Every line of the listing must be reproduced as it stands. Leave the images behind.

-- -- --

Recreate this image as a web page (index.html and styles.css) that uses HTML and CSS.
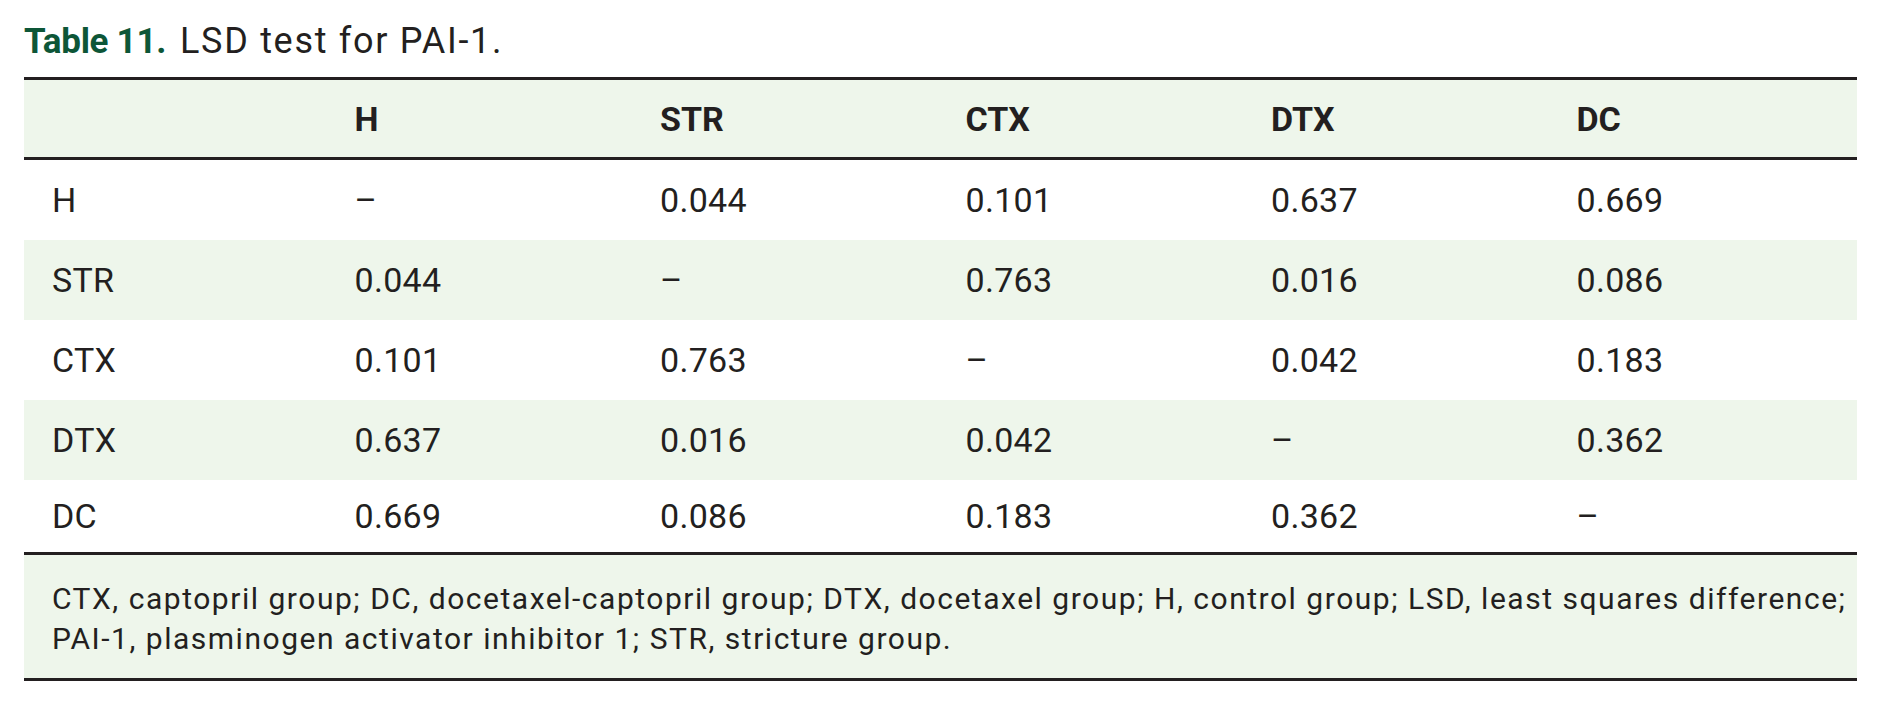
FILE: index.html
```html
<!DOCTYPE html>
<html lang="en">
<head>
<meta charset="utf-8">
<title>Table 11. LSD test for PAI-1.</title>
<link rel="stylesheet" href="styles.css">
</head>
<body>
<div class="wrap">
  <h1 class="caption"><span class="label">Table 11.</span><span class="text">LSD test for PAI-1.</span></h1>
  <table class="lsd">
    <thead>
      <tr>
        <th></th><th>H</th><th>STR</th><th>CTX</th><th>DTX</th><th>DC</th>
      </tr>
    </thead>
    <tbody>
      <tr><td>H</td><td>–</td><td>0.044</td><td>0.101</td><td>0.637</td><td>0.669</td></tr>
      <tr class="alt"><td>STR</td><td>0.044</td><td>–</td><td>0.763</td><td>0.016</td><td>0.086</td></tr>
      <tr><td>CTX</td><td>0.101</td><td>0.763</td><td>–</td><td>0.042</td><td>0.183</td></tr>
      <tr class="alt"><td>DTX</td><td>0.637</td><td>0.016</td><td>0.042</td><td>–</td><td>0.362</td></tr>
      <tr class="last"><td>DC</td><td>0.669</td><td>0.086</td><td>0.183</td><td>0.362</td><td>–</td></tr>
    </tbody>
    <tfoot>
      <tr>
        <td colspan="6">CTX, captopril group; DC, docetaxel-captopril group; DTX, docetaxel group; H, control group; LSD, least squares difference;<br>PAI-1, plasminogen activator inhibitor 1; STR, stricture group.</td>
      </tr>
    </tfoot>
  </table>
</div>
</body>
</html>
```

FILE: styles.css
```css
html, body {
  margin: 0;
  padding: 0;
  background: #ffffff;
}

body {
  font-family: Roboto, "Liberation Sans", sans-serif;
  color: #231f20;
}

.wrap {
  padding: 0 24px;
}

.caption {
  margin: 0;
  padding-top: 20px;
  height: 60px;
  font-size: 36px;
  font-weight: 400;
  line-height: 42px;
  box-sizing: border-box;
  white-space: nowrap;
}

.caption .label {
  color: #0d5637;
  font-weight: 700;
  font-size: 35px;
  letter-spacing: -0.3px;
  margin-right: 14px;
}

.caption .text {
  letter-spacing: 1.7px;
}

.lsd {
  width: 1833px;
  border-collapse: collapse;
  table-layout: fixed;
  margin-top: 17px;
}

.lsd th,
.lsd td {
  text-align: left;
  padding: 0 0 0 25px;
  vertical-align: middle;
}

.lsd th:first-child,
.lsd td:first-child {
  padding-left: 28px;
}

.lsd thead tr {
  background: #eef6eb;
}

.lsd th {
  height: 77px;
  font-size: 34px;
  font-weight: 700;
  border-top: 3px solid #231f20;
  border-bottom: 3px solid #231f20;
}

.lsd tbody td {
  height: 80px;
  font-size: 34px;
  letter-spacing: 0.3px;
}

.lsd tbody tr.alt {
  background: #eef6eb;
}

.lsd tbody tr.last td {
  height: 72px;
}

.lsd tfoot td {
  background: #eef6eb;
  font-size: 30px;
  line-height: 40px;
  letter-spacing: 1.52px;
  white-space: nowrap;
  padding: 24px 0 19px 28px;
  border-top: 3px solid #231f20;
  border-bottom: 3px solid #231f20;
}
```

-- -- --

▸ **WRITTEN REPLY**:
Recreate this image as a web page (index.html and styles.css) that uses HTML and CSS.
FILE: index.html
```html
<!DOCTYPE html>
<html lang="en">
<head>
<meta charset="utf-8">
<title>Table 11. LSD test for PAI-1.</title>
<link rel="stylesheet" href="styles.css">
</head>
<body>
<div class="wrap">
  <h1 class="caption"><span class="label">Table 11.</span><span class="text">LSD test for PAI-1.</span></h1>
  <table class="lsd">
    <thead>
      <tr>
        <th></th><th>H</th><th>STR</th><th>CTX</th><th>DTX</th><th>DC</th>
      </tr>
    </thead>
    <tbody>
      <tr><td>H</td><td>–</td><td>0.044</td><td>0.101</td><td>0.637</td><td>0.669</td></tr>
      <tr class="alt"><td>STR</td><td>0.044</td><td>–</td><td>0.763</td><td>0.016</td><td>0.086</td></tr>
      <tr><td>CTX</td><td>0.101</td><td>0.763</td><td>–</td><td>0.042</td><td>0.183</td></tr>
      <tr class="alt"><td>DTX</td><td>0.637</td><td>0.016</td><td>0.042</td><td>–</td><td>0.362</td></tr>
      <tr class="last"><td>DC</td><td>0.669</td><td>0.086</td><td>0.183</td><td>0.362</td><td>–</td></tr>
    </tbody>
    <tfoot>
      <tr>
        <td colspan="6">CTX, captopril group; DC, docetaxel-captopril group; DTX, docetaxel group; H, control group; LSD, least squares difference;<br>PAI-1, plasminogen activator inhibitor 1; STR, stricture group.</td>
      </tr>
    </tfoot>
  </table>
</div>
</body>
</html>
```

FILE: styles.css
```css
html, body {
  margin: 0;
  padding: 0;
  background: #ffffff;
}

body {
  font-family: Roboto, "Liberation Sans", sans-serif;
  color: #231f20;
}

.wrap {
  padding: 0 24px;
}

.caption {
  margin: 0;
  padding-top: 20px;
  height: 60px;
  font-size: 36px;
  font-weight: 400;
  line-height: 42px;
  box-sizing: border-box;
  white-space: nowrap;
}

.caption .label {
  color: #0d5637;
  font-weight: 700;
  font-size: 35px;
  letter-spacing: -0.3px;
  margin-right: 14px;
}

.caption .text {
  letter-spacing: 1.7px;
}

.lsd {
  width: 1833px;
  border-collapse: collapse;
  table-layout: fixed;
  margin-top: 17px;
}

.lsd th,
.lsd td {
  text-align: left;
  padding: 0 0 0 25px;
  vertical-align: middle;
}

.lsd th:first-child,
.lsd td:first-child {
  padding-left: 28px;
}

.lsd thead tr {
  background: #eef6eb;
}

.lsd th {
  height: 77px;
  font-size: 34px;
  font-weight: 700;
  border-top: 3px solid #231f20;
  border-bottom: 3px solid #231f20;
}

.lsd tbody td {
  height: 80px;
  font-size: 34px;
  letter-spacing: 0.3px;
}

.lsd tbody tr.alt {
  background: #eef6eb;
}

.lsd tbody tr.last td {
  height: 72px;
}

.lsd tfoot td {
  background: #eef6eb;
  font-size: 30px;
  line-height: 40px;
  letter-spacing: 1.52px;
  white-space: nowrap;
  padding: 24px 0 19px 28px;
  border-top: 3px solid #231f20;
  border-bottom: 3px solid #231f20;
}
```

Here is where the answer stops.